И снова я к тебе вернусь… - стр. 35
Я смотрела на его лицо, почти отчаявшееся и совсем уставшее; чувствовала всем телом, как он цепляется за меня. Ведь рядом никого, кроме девчонки в белом халате; ни семьи, ни друзей, ни прошлой жизни. Прибежал эндоскопист в белоснежных теннисных тапочках Lacoste, недовольно поморщился при виде кровавых луж на полу и по стеночке нашел чистый путь к голове пострадавшего. За несколько секунд проверил мой диагноз, недовольно крякнул, потом быстро и профессионально запихал мужику в пищевод спасительную штуку, одарил нас с Варей воздушным поцелуем и удрал обратно на прием.
– Девочки, оревуар!
– И вам по тому же месту, доктор.
И вроде как потихоньку все начало прекращаться. Надежда теперь имела вполне осязаемые очертания, мы утроили усилия. В процессе я наклонилась к Варькиному уху:
– Варь, не помню, как больного-то зовут.
Варя посмотрела на меня как на маленького ребенка и так же тихо ответила:
– Господи, да это ж всей питерской таможни начальник. Доктор, ну вы вообще. Василий Семенович Сброжек его зовут.
Я наклонилась к койке и потянула мужика за плечи.
– Василий Семенович, давай, дыши, мой золотой, не засыпай, почти все уже, я обещаю, почти все. Немножко осталось, потерпи, дорогой мой. А то сейчас начну делать больно.
Варя померила давление.
– Уже почти жив, Лен.
Краем глаза я увидела открывающуюся дверь и черную рясу; батюшка с помощницей замерли на входе в палату.
Если сейчас полезет грехи отпускать, убью.
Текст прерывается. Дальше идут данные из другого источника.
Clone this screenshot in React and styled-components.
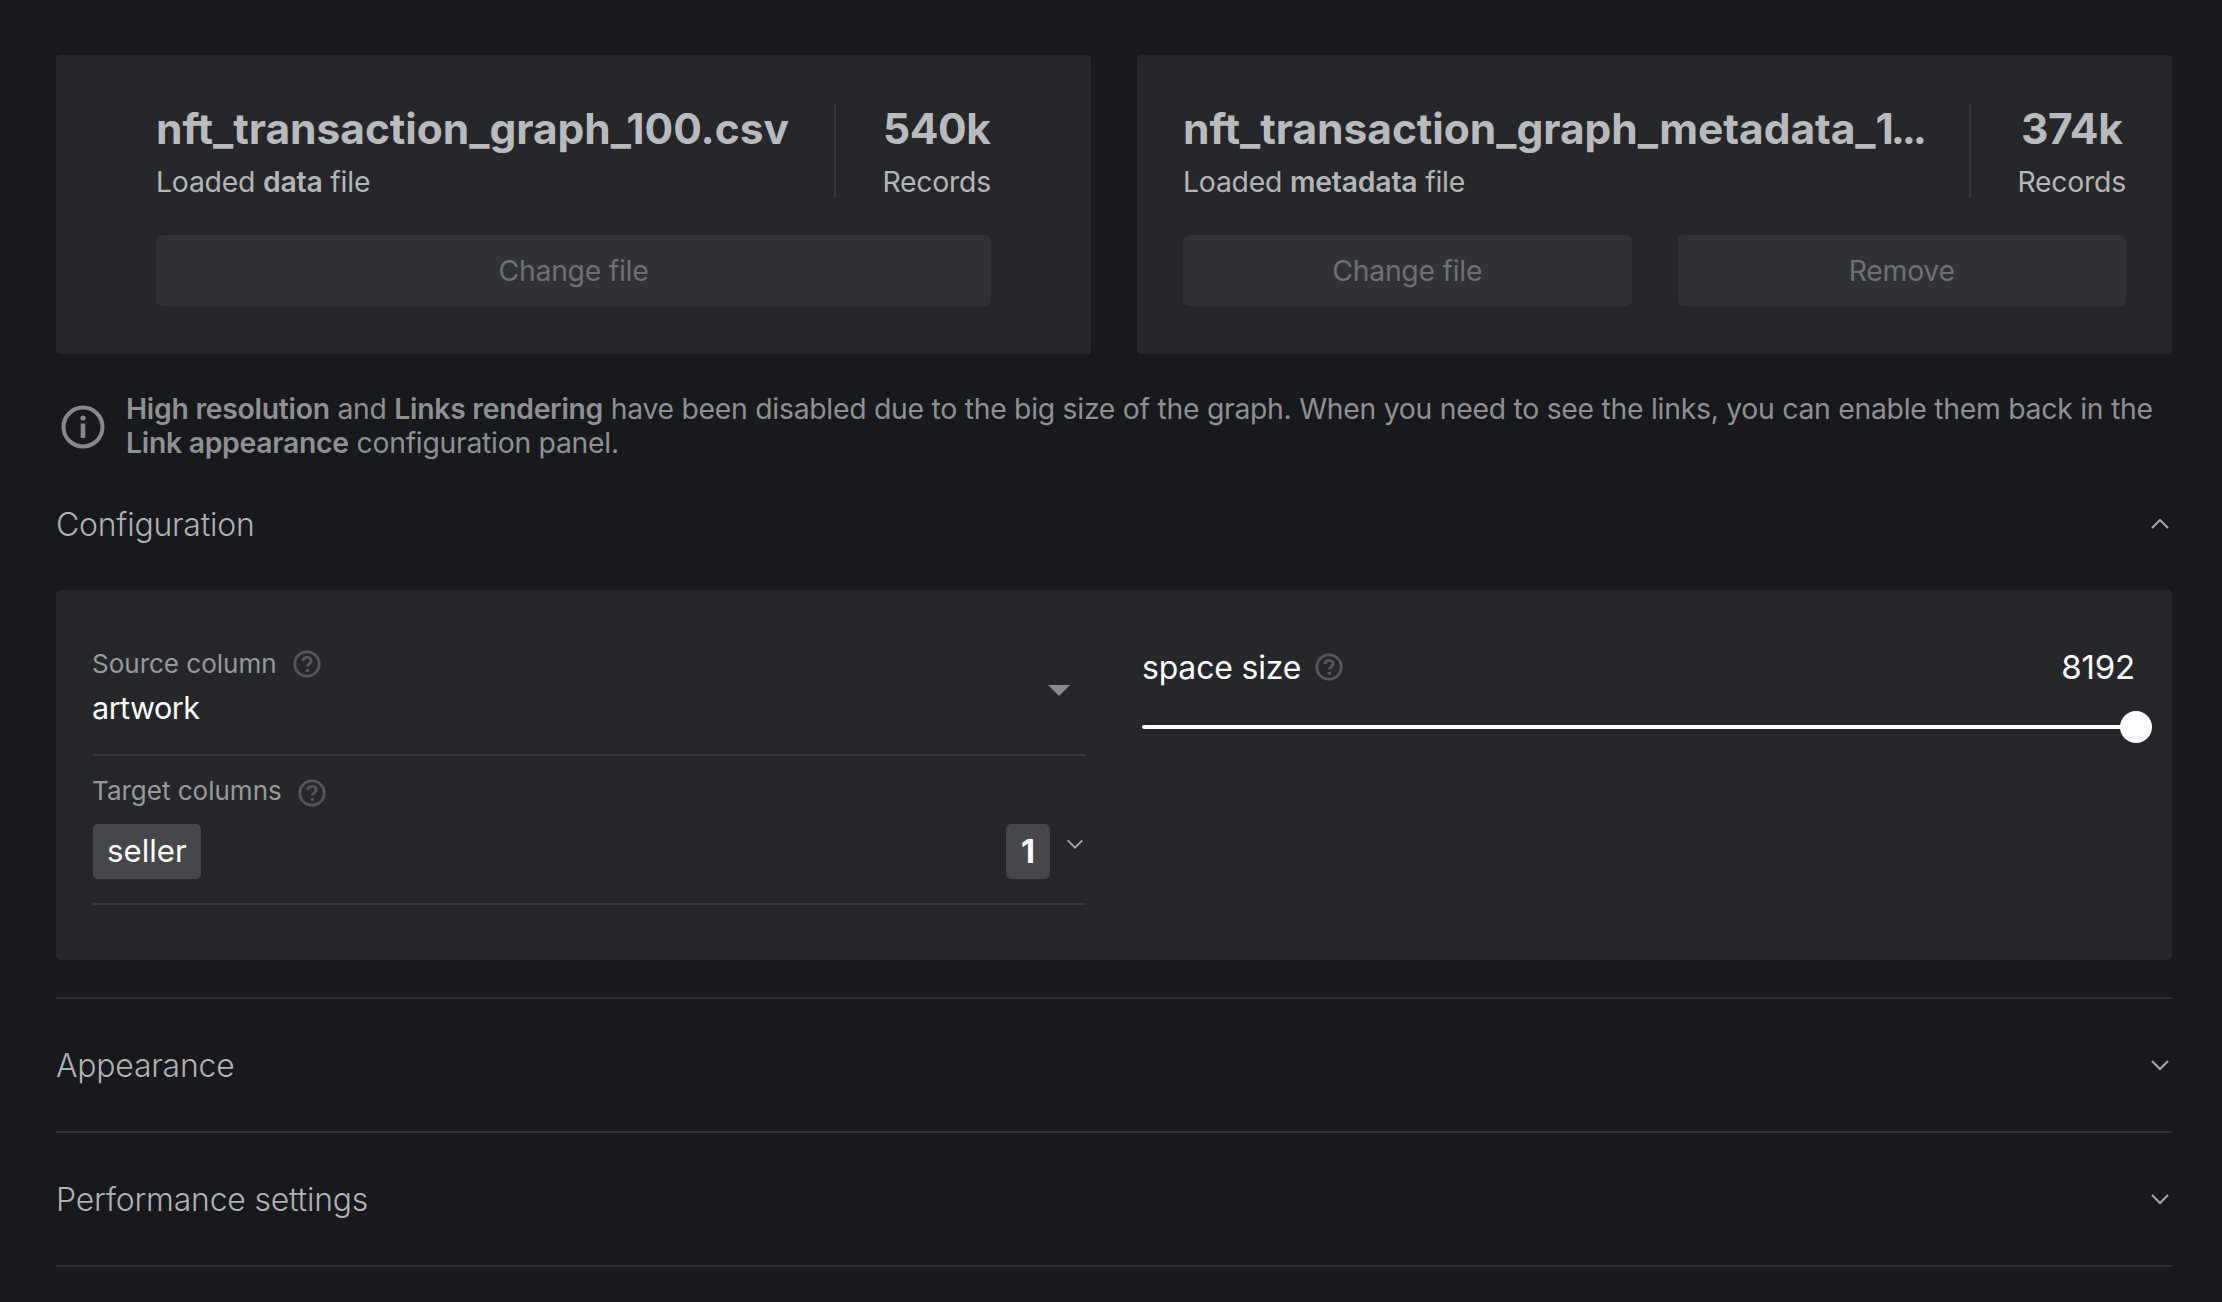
import React from 'react';
import styled, { createGlobalStyle } from 'styled-components';

const Global = createGlobalStyle`
  html, body { margin: 0; padding: 0; background: #18191c; }
  * { box-sizing: border-box; }
  body { font-family: Inter, "Liberation Sans", sans-serif; color: #b4b5b6; }
`;

const Page = styled.div`
  width: 2222px;
  height: 1302px;
  overflow: hidden;
  padding: 55px 50px 0 56px;
  background: #18191c;
`;

const Cards = styled.div`
  display: grid;
  grid-template-columns: 1fr 1fr;
  gap: 46px;
`;

const Card = styled.section`
  height: 299px;
  min-width: 0;
  background: #26272b;
  border-radius: 4px;
  padding: 49px ${p => p.$inset}px 48px;
  display: flex;
  flex-direction: column;
  gap: 37px;
`;

const FileRow = styled.div`
  display: flex;
  height: 94px;
  min-width: 0;
`;

const FileInfo = styled.div`
  flex: 1;
  min-width: 0;
  padding-right: 28px;
`;

const Title = styled.div`
  font-size: 42.5px;
  line-height: 50px;
  font-weight: 700;
  letter-spacing: ${p => p.$tight ? -0.05 : -0.4}px;
  color: #b9babb;
  white-space: nowrap;
  overflow: hidden;
`;

const TitleTail = styled.span`
  letter-spacing: -3.2px;
`;

const Sub = styled.div`
  font-size: 28.33px;
  line-height: 34px;
  margin-top: 11px;
  letter-spacing: -0.2px;
  color: #b4b5b6;
  white-space: nowrap;
  b { font-weight: 600; }
`;

const Stat = styled.div`
  flex: none;
  border-left: 2px solid #37383c;
  padding-left: 46px;
  text-align: center;
`;

const Actions = styled.div`
  display: flex;
  gap: 46px;
`;

const GhostButton = styled.button`
  flex: 1;
  height: 71px;
  border: 0;
  border-radius: 6px;
  background: #313236;
  color: #6f7072;
  font: 400 28.33px Inter, "Liberation Sans", sans-serif;
  letter-spacing: -0.25px;
`;

const Notice = styled.div`
  display: flex;
  align-items: center;
  margin-top: 38px;
  padding-left: 5px;
  gap: 21px;
  color: #8f9092;
  font-size: 28.33px;
  line-height: 34px;
  letter-spacing: -0.265px;
  b { font-weight: 600; }
  svg { flex: none; margin-top: 2px; }
`;

const SectionHead = styled.div`
  display: flex;
  align-items: center;
  justify-content: space-between;
  height: ${p => p.$h}px;
  margin-bottom: ${p => p.$after || 0}px;
  font-size: 31.9px;
  font-weight: 300;
  letter-spacing: -0.18px;
  color: #b0b1b3;
  svg { margin-right: 1px; }
`;

const Panel = styled.div`
  height: 370px;
  background: #26272b;
  border-radius: 5px;
  padding: 0 20px 0 37px;
  display: grid;
  grid-template-columns: 993px 1fr;
  gap: 56px;
`;

const LeftCol = styled.div`
  min-width: 0;
`;

const SourceField = styled.div`
  position: relative;
  height: 166px;
  padding-top: 57px;
  border-bottom: 2px solid #38393d;
`;

const TargetField = styled.div`
  height: 149px;
  padding-top: 18px;
  border-bottom: 2px solid #38393d;
`;

const FieldLabel = styled.div`
  display: flex;
  align-items: center;
  gap: 16px;
  font-size: 26px;
  line-height: 34px;
  color: #98999b;
  margin-left: -1px;
  svg { position: relative; top: ${p => p.$iconTop || 0}px; }
`;

const FieldValue = styled.div`
  font-size: 30.6px;
  line-height: 40px;
  margin-top: 7px;
  margin-left: -1px;
  letter-spacing: -0.55px;
  color: #fff;
`;

const Caret = styled.div`
  position: absolute;
  right: 16px;
  top: 95px;
  width: 0;
  height: 0;
  border-left: 11px solid transparent;
  border-right: 11px solid transparent;
  border-top: 11px solid #8a8b8d;
`;

const TagRow = styled.div`
  display: flex;
  align-items: flex-start;
  justify-content: space-between;
  margin-top: 16px;
`;

const Tag = styled.div`
  height: 55px;
  min-width: ${p => p.$square ? 44 : 0}px;
  text-align: center;
  padding: 0 14px;
  border-radius: 5px;
  background: #46474b;
  color: #fff;
  font-size: ${p => p.$square ? 32.5 : 31.2}px;
  line-height: 55px;
  font-weight: ${p => p.$square ? 700 : 400};
`;

const TagEnd = styled.div`
  display: flex;
  align-items: flex-start;
  gap: 15px;
  padding-right: 1px;
  svg { margin-top: 10px; }
`;

const SliderCol = styled.div`
  padding-top: 57px;
`;

const SliderHead = styled.div`
  display: flex;
  align-items: center;
  height: 40px;
  color: #fff;
  font-size: 31.9px;
  letter-spacing: -0.15px;
  gap: 14px;
  padding-right: 17px;
`;

const SliderValue = styled.span`
  margin-left: auto;
  font-size: 33px;
`;

const Track = styled.div`
  position: relative;
  height: 4px;
  margin-top: 38px;
  margin-right: 16px;
  border-radius: 2px;
  background: #fff;
`;

const Thumb = styled.div`
  position: absolute;
  right: -16px;
  top: -14px;
  width: 32px;
  height: 32px;
  border-radius: 50%;
  background: #fff;
`;

const Rule = styled.div`
  height: 2px;
  background: #2f3034;
  margin-top: ${p => p.$top || 0}px;
`;

const Chevron = ({ up, size = 22, color = '#a8a9ab' }) => (
  <svg width={size} height={size} viewBox="0 0 22 22" fill="none">
    <path d={up ? 'M3 15 L11 7 L19 15' : 'M3 7 L11 15 L19 7'} stroke={color} strokeWidth="2" />
  </svg>
);

const Help = ({ size = 28 }) => (
  <svg width={size} height={size} viewBox="0 0 28 28" fill="none">
    <circle cx="14" cy="14" r="12.2" stroke="#55565a" strokeWidth="2.8" />
    <path d="M9.8 11c.4-2.4 2.2-3.6 4.3-3.6 2.4 0 4.1 1.5 4.1 3.4 0 3-3.9 3-3.9 5.8" stroke="#55565a" strokeWidth="2.9" />
    <circle cx="14.3" cy="20.6" r="1.8" fill="#55565a" />
  </svg>
);

const InfoIcon = () => (
  <svg width="44" height="44" viewBox="0 0 44 44" fill="none">
    <circle cx="22" cy="22" r="19.5" stroke="#87888b" strokeWidth="4" />
    <rect x="19.7" y="18.5" width="4.6" height="14.5" fill="#87888b" />
    <circle cx="22" cy="13" r="2.6" fill="#87888b" />
  </svg>
);

export default function App() {
  return (
    <Page>
      <Global />
      <Cards>
        <Card $inset={100}>
          <FileRow>
            <FileInfo>
              <Title $tight>nft_transaction_graph_100.csv</Title>
              <Sub>Loaded <b>data</b> file</Sub>
            </FileInfo>
            <Stat>
              <Title>540k</Title>
              <Sub>Records</Sub>
            </Stat>
          </FileRow>
          <Actions><GhostButton>Change file</GhostButton></Actions>
        </Card>
        <Card $inset={46}>
          <FileRow>
            <FileInfo>
              <Title $tight>nft_transaction_graph_metadata_<TitleTail>1...</TitleTail></Title>
              <Sub>Loaded <b>metadata</b> file</Sub>
            </FileInfo>
            <Stat>
              <Title>374k</Title>
              <Sub>Records</Sub>
            </Stat>
          </FileRow>
          <Actions>
            <GhostButton>Change file</GhostButton>
            <GhostButton>Remove</GhostButton>
          </Actions>
        </Card>
      </Cards>
      <Notice>
        <InfoIcon />
        <div>
          <b>High resolution</b> and <b>Links rendering</b> have been disabled due to the big size of the graph. When you need to see the links, you can enable them back in the <b>Link appearance</b> configuration panel.
        </div>
      </Notice>
      <SectionHead $h={128} $after={2}>
        Configuration
        <Chevron up />
      </SectionHead>
      <Panel>
        <LeftCol>
          <SourceField>
            <FieldLabel>Source column <Help /></FieldLabel>
            <FieldValue>artwork</FieldValue>
            <Caret />
          </SourceField>
          <TargetField>
            <FieldLabel $iconTop={2}>Target columns <Help /></FieldLabel>
            <TagRow>
              <Tag>seller</Tag>
              <TagEnd>
                <Tag $square>1</Tag>
                <Chevron size={20} />
              </TagEnd>
            </TagRow>
          </TargetField>
        </LeftCol>
        <SliderCol>
          <SliderHead>
            space size <Help />
            <SliderValue>8192</SliderValue>
          </SliderHead>
          <Track><Thumb /></Track>
        </SliderCol>
      </Panel>
      <Rule $top={37} />
      <SectionHead $h={132}>
        Appearance
        <Chevron />
      </SectionHead>
      <Rule />
      <SectionHead $h={132}>
        Performance settings
        <Chevron />
      </SectionHead>
      <Rule />
    </Page>
  );
}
Херувимчик войти не решился, прикрыл дверь и остался в коридоре. Мы с Верой еще около часа скакали вокруг дядьки, проклиная его любовницу-наркоманку двадцатилетней давности, а теперь гепатит С, цирроз печени и, как следствие, расширенные вены пищевода; а также плохую погоду и магнитную бурю, накрывшую наше депрессивное болото. Именно она, эта самая магнитная буря, зараза такая, виновата в ужасном кровотечении. Это было официальное мнение соседей по палате. Зрелище и правда со стороны казалось очень страшным; но двое из четырех мужиков, которые могли вставать, бегали вместе с нами и подавали Варе все необходимое из пристеночных шкафов. Варька в раздраженной истерике орала на добровольных помощников:
– Смирнов, ты зачем в стерильный шкаф грязными руками полез!
– Так ты же сама, Варюша, просила лоток с красной полосой вытащить!
– Ай, ладно, тащи… справа смотри, на верхней полке. Я говорю, на верхней полке… Руки, руки не пихай, говорю, Смирнов!
– Да как же я возьму, если руки не пихать, Варя?!
– Ой, я не могу, опять стерилизовать все заново… боже… да уже неси скорее, Смирнов!
Стремление помочь объединяет больных и здоровых, богатых и бедных; в эту минуту все забыли, сколько заплатили за лечение, какие эксклюзивные услуги должны получить и как тщательно персонал должен пестовать высокое социальное положение своих клиентов. Под конец мужичок совсем обессилел, но остался жить; дыхание стало равным, кровавый кашель прекратился. Соседи по койкам получили массу эмоций; почище, чем сходить на крутой боевик.
– Ну, девочки, респект! Точно помереть не дадите.
Варька довольно улыбнулась в ответ:
– От нас просто так не отделаешься, Смирнов. Не в этой блатной больничке выращены.
Успокоились, поставили капать пару доз крови, решили сделать перерыв и пойти выпить чаю. В коридоре обнаружился херувимчик с бабушкой, про которого я на тот момент благополучно забыла. Сидел в маленьком кресле для посетителей и смиренно ждал. Две женщины, залитые кровью с ног до головы, бледные и напряженные, как стальная нитка, смотрели на него не очень добрым взглядом.